Diaphragm Slurry Pump Performance Analysis and Engineering Specifications

The diaphragm slurry pump represents a critical intersection of positive displacement technology and advanced material science, specifically engineered for the transport of highly abrasive, viscous, and chemically aggressive fluids. Unlike centrifugal pumps, which rely on kinetic energy and are prone to rapid impeller erosion when handling solids, the diaphragm slurry pump utilizes a flexible membrane to isolate the drive mechanism from the process medium. This architectural isolation eliminates the need for mechanical seals—the primary failure point in slurry applications—and ensures a hermetic seal that prevents leakage of hazardous tailings or chemical slurries. In the industrial value chain, these pumps are indispensable in mining, wastewater treatment, and chemical processing, where the objective is to maintain a constant flow rate regardless of fluctuating system pressures and varying particle concentrations.

Material Science & Manufacturing

The operational integrity of a diaphragm slurry pump is contingent upon the synergy between the diaphragm material and the wetted parts. The diaphragm, subjected to millions of cyclic deformations, must possess an optimal balance of tensile strength, elasticity, and chemical inertness. High-performance elastomers such as Nitrile (NBR) are utilized for oil-based slurries, while PTFE (Polytetrafluoroethylene) or reinforced EPDM are specified for corrosive chemical slurries. The manufacturing process involves precision vulcanization or thermal bonding to ensure the diaphragm can withstand the peak pressure spikes inherent in reciprocating motion without experiencing premature fatigue cracking.
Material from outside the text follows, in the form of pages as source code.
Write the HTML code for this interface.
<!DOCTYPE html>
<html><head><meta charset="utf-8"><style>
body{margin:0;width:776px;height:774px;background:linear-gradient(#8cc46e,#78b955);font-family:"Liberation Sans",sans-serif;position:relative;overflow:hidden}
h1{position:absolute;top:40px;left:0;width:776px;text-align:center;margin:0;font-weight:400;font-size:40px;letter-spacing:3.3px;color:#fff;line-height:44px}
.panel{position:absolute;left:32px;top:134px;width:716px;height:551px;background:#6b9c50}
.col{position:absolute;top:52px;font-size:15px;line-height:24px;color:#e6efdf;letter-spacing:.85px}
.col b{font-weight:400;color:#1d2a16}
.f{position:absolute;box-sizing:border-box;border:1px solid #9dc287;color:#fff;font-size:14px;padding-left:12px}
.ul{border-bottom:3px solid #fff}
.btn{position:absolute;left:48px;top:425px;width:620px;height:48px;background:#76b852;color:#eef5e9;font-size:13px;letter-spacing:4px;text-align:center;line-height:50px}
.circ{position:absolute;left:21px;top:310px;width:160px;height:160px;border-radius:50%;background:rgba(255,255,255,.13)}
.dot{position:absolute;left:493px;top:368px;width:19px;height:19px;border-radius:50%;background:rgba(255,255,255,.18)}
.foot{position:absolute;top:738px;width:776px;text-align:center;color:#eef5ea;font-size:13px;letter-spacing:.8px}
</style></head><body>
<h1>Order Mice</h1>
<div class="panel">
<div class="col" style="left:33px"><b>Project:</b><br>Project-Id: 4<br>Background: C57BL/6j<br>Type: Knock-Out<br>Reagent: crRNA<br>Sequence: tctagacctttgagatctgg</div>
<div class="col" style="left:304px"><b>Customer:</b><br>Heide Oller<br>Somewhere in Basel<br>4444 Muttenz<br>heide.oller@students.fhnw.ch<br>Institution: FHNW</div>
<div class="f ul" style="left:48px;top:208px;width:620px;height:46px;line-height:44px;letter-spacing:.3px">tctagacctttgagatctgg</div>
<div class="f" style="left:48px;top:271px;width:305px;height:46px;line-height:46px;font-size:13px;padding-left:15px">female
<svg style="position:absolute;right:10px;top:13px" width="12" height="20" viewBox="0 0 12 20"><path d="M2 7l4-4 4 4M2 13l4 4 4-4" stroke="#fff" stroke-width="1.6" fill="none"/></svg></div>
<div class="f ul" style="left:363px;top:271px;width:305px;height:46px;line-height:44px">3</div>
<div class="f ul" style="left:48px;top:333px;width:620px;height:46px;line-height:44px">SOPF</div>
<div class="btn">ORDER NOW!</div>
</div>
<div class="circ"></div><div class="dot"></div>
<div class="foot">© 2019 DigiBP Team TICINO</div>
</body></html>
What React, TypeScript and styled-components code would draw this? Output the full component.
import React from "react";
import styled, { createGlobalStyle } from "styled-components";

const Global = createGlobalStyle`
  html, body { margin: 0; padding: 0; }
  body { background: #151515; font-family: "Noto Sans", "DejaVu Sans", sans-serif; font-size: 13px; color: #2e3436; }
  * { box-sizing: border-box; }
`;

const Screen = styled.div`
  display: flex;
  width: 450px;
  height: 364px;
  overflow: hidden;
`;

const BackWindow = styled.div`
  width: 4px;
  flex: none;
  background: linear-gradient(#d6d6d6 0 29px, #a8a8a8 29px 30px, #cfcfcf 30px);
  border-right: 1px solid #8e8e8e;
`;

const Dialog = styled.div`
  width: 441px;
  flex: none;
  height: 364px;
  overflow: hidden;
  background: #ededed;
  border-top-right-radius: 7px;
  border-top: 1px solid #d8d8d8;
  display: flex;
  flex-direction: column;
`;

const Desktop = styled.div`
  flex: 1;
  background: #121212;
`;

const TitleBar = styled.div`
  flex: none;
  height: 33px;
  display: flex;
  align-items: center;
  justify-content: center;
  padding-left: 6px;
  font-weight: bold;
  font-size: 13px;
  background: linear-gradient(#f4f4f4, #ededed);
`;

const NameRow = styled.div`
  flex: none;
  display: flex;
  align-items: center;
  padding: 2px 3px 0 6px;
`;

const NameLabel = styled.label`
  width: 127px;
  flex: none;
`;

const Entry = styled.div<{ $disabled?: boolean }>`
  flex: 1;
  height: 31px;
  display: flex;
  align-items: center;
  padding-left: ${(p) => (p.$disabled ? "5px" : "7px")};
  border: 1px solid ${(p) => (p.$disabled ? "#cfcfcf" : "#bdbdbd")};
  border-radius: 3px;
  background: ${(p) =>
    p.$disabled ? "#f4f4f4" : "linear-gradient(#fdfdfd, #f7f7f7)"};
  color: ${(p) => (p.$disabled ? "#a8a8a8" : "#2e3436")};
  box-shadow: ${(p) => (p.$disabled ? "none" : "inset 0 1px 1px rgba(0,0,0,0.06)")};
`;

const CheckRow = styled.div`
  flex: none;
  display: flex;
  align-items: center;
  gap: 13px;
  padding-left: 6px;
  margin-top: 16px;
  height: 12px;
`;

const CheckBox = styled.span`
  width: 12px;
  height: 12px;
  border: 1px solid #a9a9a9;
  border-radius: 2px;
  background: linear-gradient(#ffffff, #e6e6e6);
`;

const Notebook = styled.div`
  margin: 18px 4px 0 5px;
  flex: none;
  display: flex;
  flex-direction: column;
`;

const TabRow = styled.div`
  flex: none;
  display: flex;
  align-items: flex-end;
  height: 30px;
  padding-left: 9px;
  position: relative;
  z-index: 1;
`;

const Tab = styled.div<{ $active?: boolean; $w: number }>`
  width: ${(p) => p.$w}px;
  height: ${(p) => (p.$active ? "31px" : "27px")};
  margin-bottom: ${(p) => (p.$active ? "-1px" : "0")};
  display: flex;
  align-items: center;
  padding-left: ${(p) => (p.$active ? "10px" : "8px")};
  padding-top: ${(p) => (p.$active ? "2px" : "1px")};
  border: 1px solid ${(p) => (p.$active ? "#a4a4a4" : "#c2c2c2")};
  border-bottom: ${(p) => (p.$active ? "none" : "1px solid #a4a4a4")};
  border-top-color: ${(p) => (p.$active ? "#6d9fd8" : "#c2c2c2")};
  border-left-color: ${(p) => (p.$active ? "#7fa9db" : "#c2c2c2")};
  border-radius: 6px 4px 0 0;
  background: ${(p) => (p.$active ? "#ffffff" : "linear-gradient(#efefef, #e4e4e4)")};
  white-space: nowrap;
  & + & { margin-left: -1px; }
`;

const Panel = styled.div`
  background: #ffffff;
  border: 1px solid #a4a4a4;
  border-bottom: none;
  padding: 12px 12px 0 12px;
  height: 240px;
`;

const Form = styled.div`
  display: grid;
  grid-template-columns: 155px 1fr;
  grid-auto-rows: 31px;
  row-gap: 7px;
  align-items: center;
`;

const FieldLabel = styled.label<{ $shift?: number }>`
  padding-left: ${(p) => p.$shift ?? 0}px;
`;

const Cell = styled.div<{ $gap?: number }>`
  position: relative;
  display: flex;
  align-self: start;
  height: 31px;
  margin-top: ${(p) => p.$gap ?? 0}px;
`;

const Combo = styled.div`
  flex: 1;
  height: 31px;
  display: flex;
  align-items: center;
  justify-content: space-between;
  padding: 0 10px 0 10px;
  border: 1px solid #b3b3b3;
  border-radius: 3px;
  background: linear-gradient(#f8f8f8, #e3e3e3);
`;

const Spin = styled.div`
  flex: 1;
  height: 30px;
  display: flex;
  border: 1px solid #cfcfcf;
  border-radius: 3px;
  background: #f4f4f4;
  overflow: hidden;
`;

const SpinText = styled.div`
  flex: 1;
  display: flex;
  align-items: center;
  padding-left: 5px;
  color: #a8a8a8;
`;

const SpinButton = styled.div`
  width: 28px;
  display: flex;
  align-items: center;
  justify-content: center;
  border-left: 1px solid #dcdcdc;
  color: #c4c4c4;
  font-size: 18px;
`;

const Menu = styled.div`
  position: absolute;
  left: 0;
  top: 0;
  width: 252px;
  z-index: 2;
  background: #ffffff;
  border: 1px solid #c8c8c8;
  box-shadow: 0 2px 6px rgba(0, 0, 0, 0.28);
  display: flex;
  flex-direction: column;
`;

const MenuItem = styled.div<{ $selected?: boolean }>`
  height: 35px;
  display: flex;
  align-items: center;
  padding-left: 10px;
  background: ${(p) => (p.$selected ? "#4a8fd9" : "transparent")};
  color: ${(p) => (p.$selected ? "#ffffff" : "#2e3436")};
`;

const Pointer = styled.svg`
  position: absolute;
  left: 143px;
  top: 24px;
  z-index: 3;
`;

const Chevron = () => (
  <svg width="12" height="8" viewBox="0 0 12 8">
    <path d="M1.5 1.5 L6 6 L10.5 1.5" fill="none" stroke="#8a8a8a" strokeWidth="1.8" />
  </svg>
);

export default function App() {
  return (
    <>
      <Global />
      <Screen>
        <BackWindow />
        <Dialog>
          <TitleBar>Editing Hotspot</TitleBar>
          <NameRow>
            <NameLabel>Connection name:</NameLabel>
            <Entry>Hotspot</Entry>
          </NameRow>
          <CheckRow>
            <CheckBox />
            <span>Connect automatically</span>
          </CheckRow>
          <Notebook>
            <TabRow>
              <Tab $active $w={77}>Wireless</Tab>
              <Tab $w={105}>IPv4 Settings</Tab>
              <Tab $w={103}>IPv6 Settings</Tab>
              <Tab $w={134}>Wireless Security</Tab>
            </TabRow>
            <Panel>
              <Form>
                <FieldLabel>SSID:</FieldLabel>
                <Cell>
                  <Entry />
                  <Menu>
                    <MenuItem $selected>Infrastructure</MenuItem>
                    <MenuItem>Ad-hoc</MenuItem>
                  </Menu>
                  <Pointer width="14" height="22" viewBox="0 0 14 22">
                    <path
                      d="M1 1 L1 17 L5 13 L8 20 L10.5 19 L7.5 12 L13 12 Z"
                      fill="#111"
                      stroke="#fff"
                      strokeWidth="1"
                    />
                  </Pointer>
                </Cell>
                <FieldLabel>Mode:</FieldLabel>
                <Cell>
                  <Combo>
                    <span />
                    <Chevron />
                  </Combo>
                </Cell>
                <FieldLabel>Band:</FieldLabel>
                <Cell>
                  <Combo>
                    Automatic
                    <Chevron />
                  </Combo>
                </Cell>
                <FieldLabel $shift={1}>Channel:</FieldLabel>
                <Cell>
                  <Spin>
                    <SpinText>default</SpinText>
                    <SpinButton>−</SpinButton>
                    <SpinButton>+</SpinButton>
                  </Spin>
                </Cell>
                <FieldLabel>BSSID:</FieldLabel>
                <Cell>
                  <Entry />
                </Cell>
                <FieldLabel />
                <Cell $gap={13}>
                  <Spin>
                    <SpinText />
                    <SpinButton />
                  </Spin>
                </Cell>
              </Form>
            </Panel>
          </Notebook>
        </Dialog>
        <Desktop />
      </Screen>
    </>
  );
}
For the pump housing and valves, metallurgical selection focuses on erosion-corrosion resistance. High-chrome alloys (e.g., 27% Cr) are employed in extreme abrasive environments to provide a hard, wear-resistant surface. In more corrosive acidic slurries, duplex stainless steels or hard-rubber linings are applied. The manufacturing of the pump body often involves investment casting followed by precision CNC machining to ensure the tight tolerances required for the valve seats. Key parameter control during production includes the hardness testing of the casting (Brinell hardness) and the ultrasonic inspection of weldments to ensure no internal voids exist that could become initiation sites for stress corrosion cracking (SCC).

Performance & Engineering

Engineering a diaphragm slurry pump requires a rigorous analysis of fluid dynamics and force distribution. The primary engineering challenge is the management of the "pulsation effect" caused by the reciprocating nature of the diaphragm. To mitigate this, pulsation dampeners are integrated into the system to convert cyclic pressure spikes into a smoother linear flow, thereby protecting downstream piping from fatigue failure. The volumetric efficiency is governed by the stroke length and the displacement volume of the diaphragm; engineers must calculate the Net Positive Suction Head Required (NPSHr) to prevent cavitation, which is particularly aggressive in slurry pumps as collapsing vapor bubbles can strip the protective oxide layer from the internal metal surfaces.

Force analysis focuses on the diaphragm's deflection curve. The mechanical stress is highest at the clamping edge where the diaphragm meets the pump head. Engineering specifications dictate a safety factor of at least 2.5x the maximum operating pressure to account for "water hammer" effects. Furthermore, valve engineering is critical; ball valves are typically preferred for slurries as they provide a tighter seal against irregular particles. The seating material must be carefully matched to the slurry's pH and temperature to prevent chemical degradation that would lead to backflow and a significant drop in volumetric efficiency.